Amazon SWF returns an unknown resource fault when you try to perform an operation on a resource that is not available. The common causes for this fault are:

  • You configure a worker with a domain that does not exist. To fix this, first register the domain using the Amazon SWF console or with the Amazon SWF service API.
  • You try to create workflow execution or activity tasks of types that have not been registered. This can happen if you try to create the workflow execution before the workers have been run. Since workers register their types when they are run for the first time, you must run them at least once before attempting to start executions (or manually register the types using the AWS Management Console or the service API). Note that once types have been registered, you can create executions even if no worker is running.
  • A worker attempts to complete a task that has already timed out. For example, if a worker takes too long to process a task and exceeds a timeout, it will get an UnknownResource fault when it attempts to complete or fail the task. The AWS Flow Framework workers will continue to poll Amazon SWF and process additional tasks. However, you should consider adjusting the timeout. Adjusting the timeout requires that you register a new version of the activity type.

Non Deterministic Workflows#

The implementation of your workflow must be deterministic. Some common mistakes that can lead to nondeterminism are:

  • Use of the system clock
  • Use of random numbers
  • Generation of GUIDs

Since these constructs may return different values at different times, the control flow of your workflow may take different paths each time it is executed. If the framework detects nondeterminism while executing the workflow, an exception will be thrown.

Problems Due to Versioning#

When you implement a new version of your workflow or activity—for instance, when you add a new feature—you should change the version string of the type by providing a new version when declaring your workflow or activity type.

When new versions of a workflow are deployed, you might have executions of the existing version that are still running.
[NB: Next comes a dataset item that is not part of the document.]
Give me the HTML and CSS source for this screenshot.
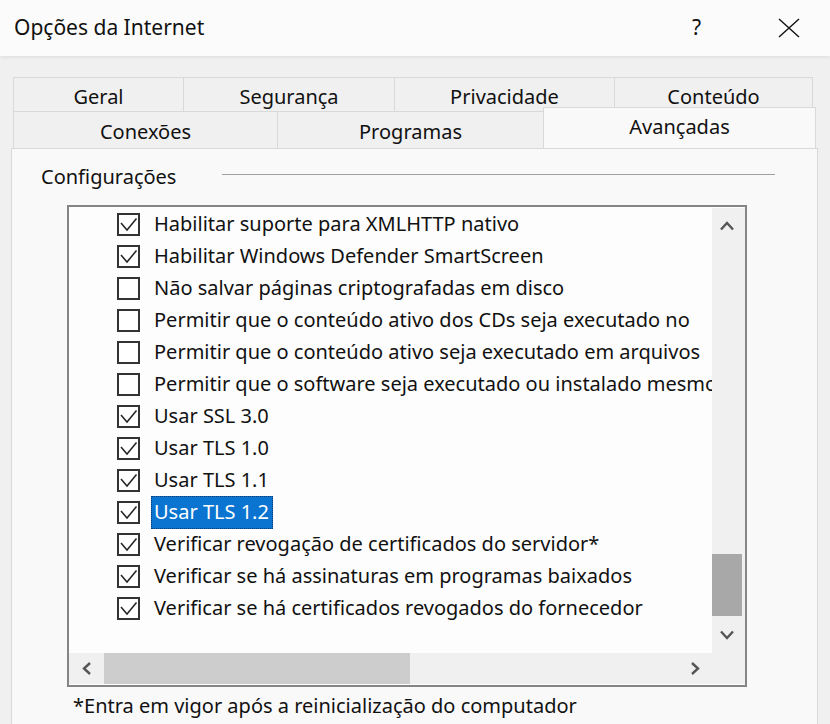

Therefore, you need to make sure that workers get tasks that match the correct version of your workflow and activities. One way to accomplish this is by using a different set of task lists for each version. For example, you can append the version string to the name of a task list. This ensures that tasks belonging to different versions of the workflow and activities are assigned to the appropriate workers.

Lost Tasks#

Sometimes you may shut down workers and start new ones in quick succession only to discover that tasks get delivered to the old workers. This can happen due to race conditions in the system, which is distributed across several processes. The problem can also appear when you are running unit tests in a tight loop.

To make sure that the problem is, in fact, due to old workers getting tasks, you should look at the workflow history to determine which process received the task that you expected the new worker to receive. For example, the DecisionTaskStarted event in the workflow history contains the identity of the workflow worker that received the task. The id used by the AWS Flow Framework is of the form: {processId}@{host name}. Here is an example of the details for a DecisionTaskStarted event in the Amazon SWF console for a sample execution:

Event Timestamp Mon Feb 20 11:52:40 GMT-800 2012
Identity 2276@ip-0A6C1DF5
Scheduled Event Id 33

In order to avoid this situation, use different task lists for each test. Also, consider adding a delay between shutting down old workers and starting new ones.